Ein Gerichtsprozess im Schnelldurchlauf. Ganze 20 Minuten. Kein Richter, nur ein Pflichtverteidiger, ein ehrgeiziger Staatsanwalt und ein eingeschüchterter Teenager, der verängstigt in einer Ecke sitzt und nicht zu Wort kommt, so erinnert sich Peter an die Verhandlung. Ein Blitzurteil, genau so wie Premierminister David Cameron es angeordnet hatte und wie es über 2000 andere Beteiligte auch erlebten. "Ich kann verstehen, dass ich verurteilt wurde, aber so schlimm war das doch alles auch nicht." Er zuckt mit den Achseln.
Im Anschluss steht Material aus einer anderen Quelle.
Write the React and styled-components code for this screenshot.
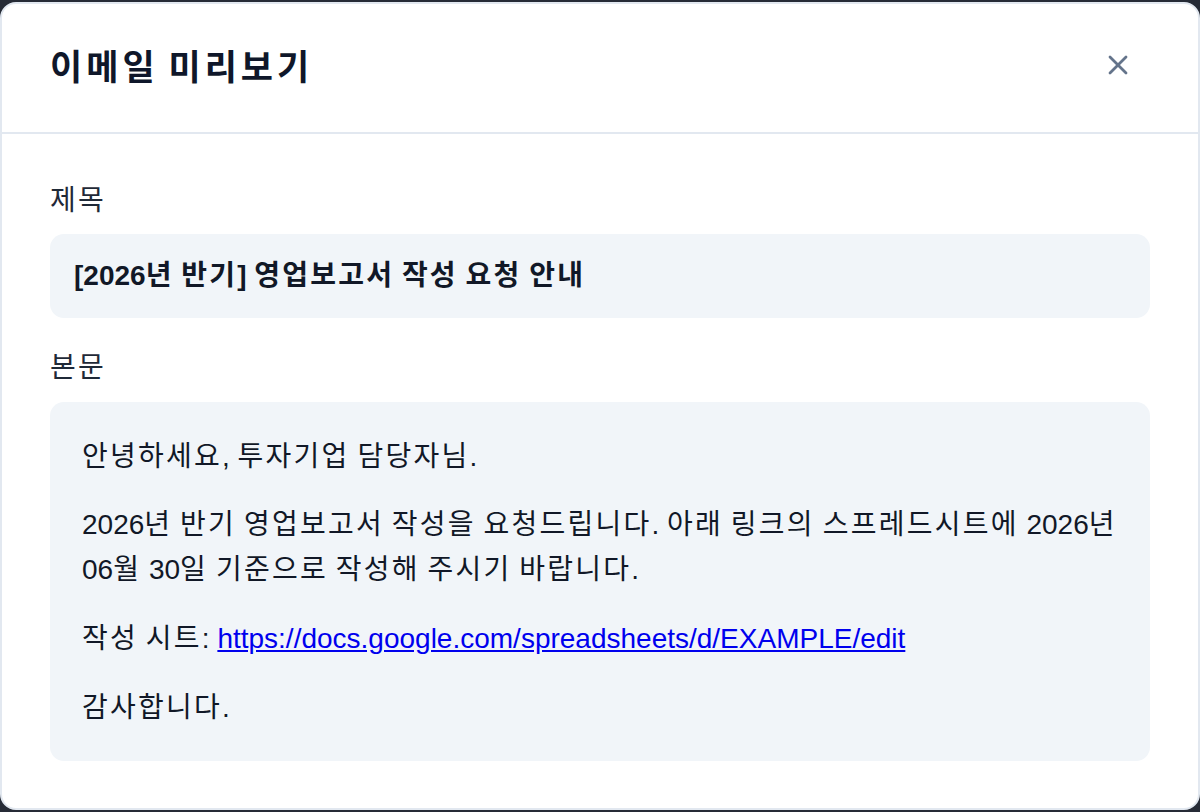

Drei Monate verbrachte Peter im Gefängnis. "Da gibt es Typen, denen will ich nie wieder begegnen", sagt er. Er erwähnt Schlägereien zwischen verfeindeten Gangs. Aus dem etwas schüchternen jungen Mann wird ein nervöser Zappelphilipp, der verkrampft lächelt und sich kaum mehr traut aufzusehen. "Es war die schlimmste Zeit meines Lebens", sagt er.

Dann will er über sein heutiges Leben sprechen. "Ich habe jetzt einen Job und eine Wohnung", erzählt er stolz. Eine Jugendhilfsorganisation aus dem Ort wurde durch die Verhaftung auf Peter aufmerksam. Sie besorgte ihm ein Zimmer in einem Heim für obdachlose Teenager. Er muss sich dort selbst versorgen und darf dreimal die Woche in einem Raum an der Universität von Croydon seinem ersten Job nachgehen. Eigentlich ist es nur ein Praktikum bei einer Jugendzeitschrift, aber zum ersten Mal macht Peter Brinkley eine Arbeit Spaß.

Journalist zu sein, das kann er sich gut vorstellen. "Auch Journalisten können was verändern, oder?" Durch die Riots habe er eine zweite Chance bekommen, die Zeit im Gefängnis habe ihn geprägt: Er will alles dafür tun, nie wieder dorthin zu müssen. "Eine Chance, die ich ansonsten nie gehabt hätte."